> **Material for the task**
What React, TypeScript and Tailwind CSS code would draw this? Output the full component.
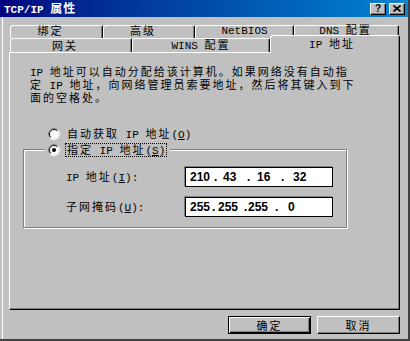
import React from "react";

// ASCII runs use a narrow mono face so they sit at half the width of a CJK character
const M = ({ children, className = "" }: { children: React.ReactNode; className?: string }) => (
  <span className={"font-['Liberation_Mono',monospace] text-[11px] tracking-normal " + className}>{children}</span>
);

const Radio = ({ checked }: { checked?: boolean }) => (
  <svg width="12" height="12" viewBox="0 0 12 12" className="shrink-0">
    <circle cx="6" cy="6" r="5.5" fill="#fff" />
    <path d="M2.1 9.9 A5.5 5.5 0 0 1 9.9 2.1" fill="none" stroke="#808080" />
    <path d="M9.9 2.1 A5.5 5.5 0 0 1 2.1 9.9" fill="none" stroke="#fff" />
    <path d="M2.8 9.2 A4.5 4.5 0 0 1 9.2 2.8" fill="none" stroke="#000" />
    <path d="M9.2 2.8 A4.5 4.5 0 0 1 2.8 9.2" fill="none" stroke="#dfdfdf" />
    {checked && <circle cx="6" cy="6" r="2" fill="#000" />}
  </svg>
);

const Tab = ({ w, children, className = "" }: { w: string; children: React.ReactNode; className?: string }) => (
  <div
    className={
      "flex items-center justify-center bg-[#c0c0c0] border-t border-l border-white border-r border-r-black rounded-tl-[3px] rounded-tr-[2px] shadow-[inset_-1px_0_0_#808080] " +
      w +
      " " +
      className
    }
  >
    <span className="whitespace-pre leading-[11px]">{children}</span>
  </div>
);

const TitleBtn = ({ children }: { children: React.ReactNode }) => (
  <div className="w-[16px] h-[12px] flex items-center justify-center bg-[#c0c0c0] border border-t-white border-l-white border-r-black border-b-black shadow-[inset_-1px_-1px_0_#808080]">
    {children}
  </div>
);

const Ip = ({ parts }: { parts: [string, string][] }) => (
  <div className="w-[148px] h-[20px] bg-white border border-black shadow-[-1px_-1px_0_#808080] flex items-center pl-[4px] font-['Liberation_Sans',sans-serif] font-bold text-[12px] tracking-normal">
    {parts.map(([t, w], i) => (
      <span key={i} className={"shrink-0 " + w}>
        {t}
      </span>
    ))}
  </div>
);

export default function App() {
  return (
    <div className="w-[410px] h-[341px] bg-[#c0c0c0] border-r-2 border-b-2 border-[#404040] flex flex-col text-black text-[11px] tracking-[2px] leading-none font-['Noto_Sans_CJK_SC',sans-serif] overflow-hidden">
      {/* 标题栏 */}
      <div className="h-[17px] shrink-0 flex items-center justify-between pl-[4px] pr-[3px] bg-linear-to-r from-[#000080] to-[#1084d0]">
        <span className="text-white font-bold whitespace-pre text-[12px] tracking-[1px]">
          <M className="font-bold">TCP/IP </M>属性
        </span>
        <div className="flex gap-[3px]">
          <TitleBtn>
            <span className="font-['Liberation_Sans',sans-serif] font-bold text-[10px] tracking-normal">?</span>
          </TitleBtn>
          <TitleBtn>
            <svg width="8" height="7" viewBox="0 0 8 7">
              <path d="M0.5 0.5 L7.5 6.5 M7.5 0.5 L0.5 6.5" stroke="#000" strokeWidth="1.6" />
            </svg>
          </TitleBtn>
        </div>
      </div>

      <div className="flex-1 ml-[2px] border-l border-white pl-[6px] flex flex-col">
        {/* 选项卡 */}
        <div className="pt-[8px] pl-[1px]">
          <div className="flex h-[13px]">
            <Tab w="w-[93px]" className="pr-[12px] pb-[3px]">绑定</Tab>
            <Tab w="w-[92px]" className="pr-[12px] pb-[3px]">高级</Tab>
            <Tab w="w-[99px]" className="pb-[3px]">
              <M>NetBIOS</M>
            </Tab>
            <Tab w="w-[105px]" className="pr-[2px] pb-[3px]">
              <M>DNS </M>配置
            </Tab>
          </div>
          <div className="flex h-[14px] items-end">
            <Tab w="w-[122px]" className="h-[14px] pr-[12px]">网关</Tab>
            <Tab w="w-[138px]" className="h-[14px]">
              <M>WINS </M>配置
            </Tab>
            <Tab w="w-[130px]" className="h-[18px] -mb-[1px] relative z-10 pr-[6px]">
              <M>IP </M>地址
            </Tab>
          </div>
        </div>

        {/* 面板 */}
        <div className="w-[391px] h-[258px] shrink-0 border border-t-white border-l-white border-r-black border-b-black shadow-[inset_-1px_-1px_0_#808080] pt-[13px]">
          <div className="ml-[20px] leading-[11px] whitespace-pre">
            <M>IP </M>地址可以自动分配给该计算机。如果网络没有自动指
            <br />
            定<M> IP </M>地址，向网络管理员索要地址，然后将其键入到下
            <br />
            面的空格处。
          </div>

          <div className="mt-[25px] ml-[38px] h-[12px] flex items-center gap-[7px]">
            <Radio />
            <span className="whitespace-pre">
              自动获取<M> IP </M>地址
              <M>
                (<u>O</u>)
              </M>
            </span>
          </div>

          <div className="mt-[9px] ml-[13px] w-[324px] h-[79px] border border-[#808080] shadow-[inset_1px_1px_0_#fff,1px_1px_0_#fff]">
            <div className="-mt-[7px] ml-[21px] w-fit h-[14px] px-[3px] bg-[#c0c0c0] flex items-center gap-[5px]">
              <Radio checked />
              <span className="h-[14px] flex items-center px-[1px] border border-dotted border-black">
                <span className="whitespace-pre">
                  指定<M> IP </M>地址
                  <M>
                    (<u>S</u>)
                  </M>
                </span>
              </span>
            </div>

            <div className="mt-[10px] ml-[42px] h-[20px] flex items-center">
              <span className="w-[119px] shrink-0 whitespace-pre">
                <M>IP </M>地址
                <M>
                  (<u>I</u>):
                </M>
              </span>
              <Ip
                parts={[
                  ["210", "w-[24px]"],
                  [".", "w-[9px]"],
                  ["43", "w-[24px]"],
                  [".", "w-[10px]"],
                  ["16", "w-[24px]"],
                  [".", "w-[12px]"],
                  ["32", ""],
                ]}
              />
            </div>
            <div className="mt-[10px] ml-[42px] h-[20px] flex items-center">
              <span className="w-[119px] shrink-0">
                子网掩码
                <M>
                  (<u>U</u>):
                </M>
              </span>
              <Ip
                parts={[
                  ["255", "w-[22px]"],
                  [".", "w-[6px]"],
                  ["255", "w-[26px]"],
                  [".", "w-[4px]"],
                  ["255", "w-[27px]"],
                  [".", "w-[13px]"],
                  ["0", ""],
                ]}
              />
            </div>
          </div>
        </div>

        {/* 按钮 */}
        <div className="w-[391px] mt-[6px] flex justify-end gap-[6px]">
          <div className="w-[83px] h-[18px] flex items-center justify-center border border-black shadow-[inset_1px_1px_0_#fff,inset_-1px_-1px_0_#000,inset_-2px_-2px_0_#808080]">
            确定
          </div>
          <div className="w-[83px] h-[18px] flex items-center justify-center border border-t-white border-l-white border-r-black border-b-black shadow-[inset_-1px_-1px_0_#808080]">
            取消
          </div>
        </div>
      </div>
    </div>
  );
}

==

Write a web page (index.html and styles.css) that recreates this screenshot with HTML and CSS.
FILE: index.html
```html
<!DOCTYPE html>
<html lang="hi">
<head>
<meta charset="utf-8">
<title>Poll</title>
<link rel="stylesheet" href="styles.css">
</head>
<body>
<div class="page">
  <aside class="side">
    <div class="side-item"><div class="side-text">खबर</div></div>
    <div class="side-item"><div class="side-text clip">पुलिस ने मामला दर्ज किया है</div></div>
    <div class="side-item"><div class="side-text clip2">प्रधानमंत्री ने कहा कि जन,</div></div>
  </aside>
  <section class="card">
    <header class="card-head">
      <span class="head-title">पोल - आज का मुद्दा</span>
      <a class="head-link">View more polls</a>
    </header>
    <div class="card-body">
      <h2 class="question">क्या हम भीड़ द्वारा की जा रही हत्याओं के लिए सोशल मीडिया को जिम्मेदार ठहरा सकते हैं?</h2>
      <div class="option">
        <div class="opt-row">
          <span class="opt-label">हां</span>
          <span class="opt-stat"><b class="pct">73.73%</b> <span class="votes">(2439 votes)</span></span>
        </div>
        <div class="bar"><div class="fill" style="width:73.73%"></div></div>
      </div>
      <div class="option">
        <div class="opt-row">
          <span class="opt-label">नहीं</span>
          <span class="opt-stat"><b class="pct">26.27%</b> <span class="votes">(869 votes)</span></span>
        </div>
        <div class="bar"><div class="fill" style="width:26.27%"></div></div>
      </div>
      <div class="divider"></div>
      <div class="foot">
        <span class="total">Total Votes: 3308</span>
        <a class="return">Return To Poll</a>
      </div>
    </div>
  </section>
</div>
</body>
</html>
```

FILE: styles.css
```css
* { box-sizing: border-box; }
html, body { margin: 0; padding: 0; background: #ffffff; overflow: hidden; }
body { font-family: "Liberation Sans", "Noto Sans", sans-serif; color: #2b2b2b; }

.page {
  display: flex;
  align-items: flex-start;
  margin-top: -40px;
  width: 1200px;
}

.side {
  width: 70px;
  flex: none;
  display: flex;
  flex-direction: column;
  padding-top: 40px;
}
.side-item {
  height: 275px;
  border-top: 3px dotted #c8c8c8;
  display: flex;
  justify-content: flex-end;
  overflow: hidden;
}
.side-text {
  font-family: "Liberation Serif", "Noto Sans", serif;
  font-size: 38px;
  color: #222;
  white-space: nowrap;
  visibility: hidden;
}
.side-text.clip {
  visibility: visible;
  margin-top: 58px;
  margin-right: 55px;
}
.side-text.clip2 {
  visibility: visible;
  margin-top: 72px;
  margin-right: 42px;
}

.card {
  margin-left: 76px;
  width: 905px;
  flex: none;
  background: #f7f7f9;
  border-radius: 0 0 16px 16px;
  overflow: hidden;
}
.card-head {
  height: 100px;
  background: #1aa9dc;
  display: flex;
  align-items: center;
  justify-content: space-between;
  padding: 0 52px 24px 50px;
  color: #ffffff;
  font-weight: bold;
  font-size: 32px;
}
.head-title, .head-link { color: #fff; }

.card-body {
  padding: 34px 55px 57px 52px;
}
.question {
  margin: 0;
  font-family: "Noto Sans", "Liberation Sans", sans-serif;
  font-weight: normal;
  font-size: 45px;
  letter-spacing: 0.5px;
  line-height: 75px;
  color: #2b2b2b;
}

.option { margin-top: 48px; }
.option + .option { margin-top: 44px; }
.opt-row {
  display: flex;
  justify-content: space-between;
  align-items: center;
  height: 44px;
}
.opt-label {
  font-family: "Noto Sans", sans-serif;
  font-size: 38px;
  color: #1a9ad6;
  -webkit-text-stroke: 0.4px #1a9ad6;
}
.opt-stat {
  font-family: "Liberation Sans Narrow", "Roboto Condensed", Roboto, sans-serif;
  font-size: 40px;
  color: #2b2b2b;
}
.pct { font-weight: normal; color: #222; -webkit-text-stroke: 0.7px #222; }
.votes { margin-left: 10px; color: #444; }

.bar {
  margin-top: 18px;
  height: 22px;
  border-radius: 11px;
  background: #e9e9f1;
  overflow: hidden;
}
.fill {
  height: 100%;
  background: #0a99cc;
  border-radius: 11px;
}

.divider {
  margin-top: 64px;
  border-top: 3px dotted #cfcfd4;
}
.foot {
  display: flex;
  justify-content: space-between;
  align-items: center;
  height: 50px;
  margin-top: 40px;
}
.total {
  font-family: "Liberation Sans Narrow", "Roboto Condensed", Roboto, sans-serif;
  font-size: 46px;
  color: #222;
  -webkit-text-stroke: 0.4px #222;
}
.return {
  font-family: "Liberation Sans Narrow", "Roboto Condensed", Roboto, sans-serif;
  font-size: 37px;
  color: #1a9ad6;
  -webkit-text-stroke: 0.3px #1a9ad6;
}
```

> **Requirements**
Of the lines above, copy only those from the one holding "What React, TypeScript" to the one holding "import React from", both included, and exclude every image.

> **Written answer**
What React, TypeScript and Tailwind CSS code would draw this? Output the full component.
import React from "react";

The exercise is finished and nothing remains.